A Maladaptive Pattern
In the pattern of pursuit-withdrawal (I described in a previous blog: Communication: Taking it to a Deeper Level), the distressful interaction can be understood as a reaction to threats of separation. When the withdrawn partner shuts down, the other likely perceives them as emotionally unavailable. However, withdrawal may be an attempt to prevent further distance from growing. From this point of view, “opening up” could risk worsening the problem, and further losing/disconnecting from one’s partner is the last thing the withdrawn partner wants. Similarly, distance is the last outcome the pursuing partner wants. They ramp up their bids for attention/affection out of desperation to connect. And although we may experience a pursuing partner’s demands as angry and alienating, often just beneath the veil of aggression is an attempt to connect.
The hope is in our awareness. It is our emotions that are beneath the behaviors we use and perceive. When we become more aware of the emotions driving our behaviors, and attuned to the emotions driving our partner’s behaviors, we can communicate on a more meaningful and intimately connected level. However, when we’re focused on our senses – what behaviors we see and hear – we forget to tune into our partner’s emotions and we tend to ignore our own emotional experience as well. Attachment allows us to feel safe and secure within the arms of an intimate partner. A secure base enables us to explore the environment, navigate distress, and weather relationship change and distress, with greater calm, openness, flexibility, and a willingness to explore and experiment (read Sue Johnson). And with a secure attachment, softer, more core emotions can be communicated safely, fueling more constructive interactions.
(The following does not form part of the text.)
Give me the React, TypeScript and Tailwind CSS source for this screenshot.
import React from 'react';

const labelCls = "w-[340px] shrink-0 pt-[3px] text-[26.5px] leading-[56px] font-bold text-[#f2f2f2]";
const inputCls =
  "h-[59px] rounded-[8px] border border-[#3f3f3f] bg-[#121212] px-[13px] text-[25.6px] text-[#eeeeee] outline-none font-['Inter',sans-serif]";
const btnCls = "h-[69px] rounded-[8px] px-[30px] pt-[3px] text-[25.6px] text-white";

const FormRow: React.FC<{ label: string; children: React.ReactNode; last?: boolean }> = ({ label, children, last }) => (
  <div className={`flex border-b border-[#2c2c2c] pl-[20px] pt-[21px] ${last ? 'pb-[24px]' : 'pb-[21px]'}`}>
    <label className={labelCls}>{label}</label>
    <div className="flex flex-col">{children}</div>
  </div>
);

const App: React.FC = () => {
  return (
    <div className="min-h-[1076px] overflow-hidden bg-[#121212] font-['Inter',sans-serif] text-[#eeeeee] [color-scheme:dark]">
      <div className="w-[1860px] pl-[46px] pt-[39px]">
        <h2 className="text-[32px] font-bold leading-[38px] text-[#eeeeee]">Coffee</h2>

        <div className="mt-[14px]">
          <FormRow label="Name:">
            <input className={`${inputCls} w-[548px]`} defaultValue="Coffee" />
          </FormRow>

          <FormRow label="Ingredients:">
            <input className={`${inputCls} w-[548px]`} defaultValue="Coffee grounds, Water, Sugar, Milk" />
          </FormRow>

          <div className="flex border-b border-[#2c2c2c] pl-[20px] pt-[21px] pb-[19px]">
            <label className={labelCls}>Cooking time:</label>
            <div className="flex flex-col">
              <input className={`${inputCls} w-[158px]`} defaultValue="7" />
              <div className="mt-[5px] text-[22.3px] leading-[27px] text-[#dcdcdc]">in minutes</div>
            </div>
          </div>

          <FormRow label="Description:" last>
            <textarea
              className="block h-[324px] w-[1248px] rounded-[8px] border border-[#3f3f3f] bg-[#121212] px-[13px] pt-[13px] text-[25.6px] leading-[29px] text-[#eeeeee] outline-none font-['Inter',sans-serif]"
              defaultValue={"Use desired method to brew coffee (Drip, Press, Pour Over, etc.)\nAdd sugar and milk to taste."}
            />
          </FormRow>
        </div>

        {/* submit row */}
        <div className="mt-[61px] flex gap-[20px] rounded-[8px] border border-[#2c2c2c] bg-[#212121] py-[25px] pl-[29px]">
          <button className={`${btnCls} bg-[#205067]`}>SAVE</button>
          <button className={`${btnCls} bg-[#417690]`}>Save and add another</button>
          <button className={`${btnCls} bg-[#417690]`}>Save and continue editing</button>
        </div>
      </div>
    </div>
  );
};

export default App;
To access this tender place in your relationship, de-escalation is necessary. De-escalation happens when vulnerable moments occur – when tapping into basic and soft emotions can feel like bonding. We’re closest when we’re most vulnerable with each other, holding each other in that place, and this happens when we’re securely attached. When attachment is strong, both positive (e.g., affection, joy) and negative emotions (loneliness, embarrassment) can draw us closer together.
If one of our basic human drives is to connect, then ask yourself, what bars your emotional vulnerability?
S. Johnson (2008). Hold Me Tight: Seven Conversations for a Lifetime of Love. Little, Brown and Company. New York, NY.